Fuck you concrete dwellers, yards and walls not connected to one's neighbors are the great fruits of civilization.
As much as I agree with the basic principles of space usage and planning (I am urban and have been since I was 10 years old), I find him to be unfair in not considering that many people are extremely happy, or at least no more happy than your average Parisian, with their sprawling suburban lifestyles.
Some people think the Wall-Mart and Starbucks built in the middle of nowhere is the greatest thing that could possibly ever happen to them. Jrr likes WalMart because he can buy new socks there. He probably has dates at the Applebee's that built itself next to the WalMart. He probably has a friend that works at the salad bar. I don't think it's genuine to not look at all communities as uniquely evolving entities, as displaced and empty as they may seem to urbanites.

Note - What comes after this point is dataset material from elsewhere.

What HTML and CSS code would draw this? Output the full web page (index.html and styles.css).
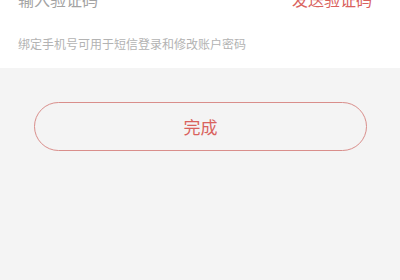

At one point, Brooklyn was nothing more than a sprawl of small towns, which then became chains of boring, ubiquitous brownstones which were met with the disdain of aesthetically sophisticated urbanites from Manhattan. Those very brownstones are now considered to be beautiful, historical, authentic, and the very picture of them in a person's mind conjures up feelings of community and children playing jump rope next to cranked open fire hydrants in the summer.
I grew up in Reston, Virginia, which is now part of the largest sprawl of ugly houses and franchises in the country. I was horrified to see everything being torn down and developed as a kid. Beautiful meadows, which acted as the battleground of the Civil War, where I would find arrowheads and snakes, were torn down to build horrific office parks and minimalls. I visited some friends there a couple times after moving away only to be reminded of how empty it was. This is what some people consider paradise, however, and there is nothing stopping them from ordaining the kinds of functional spaces that this man is talking about.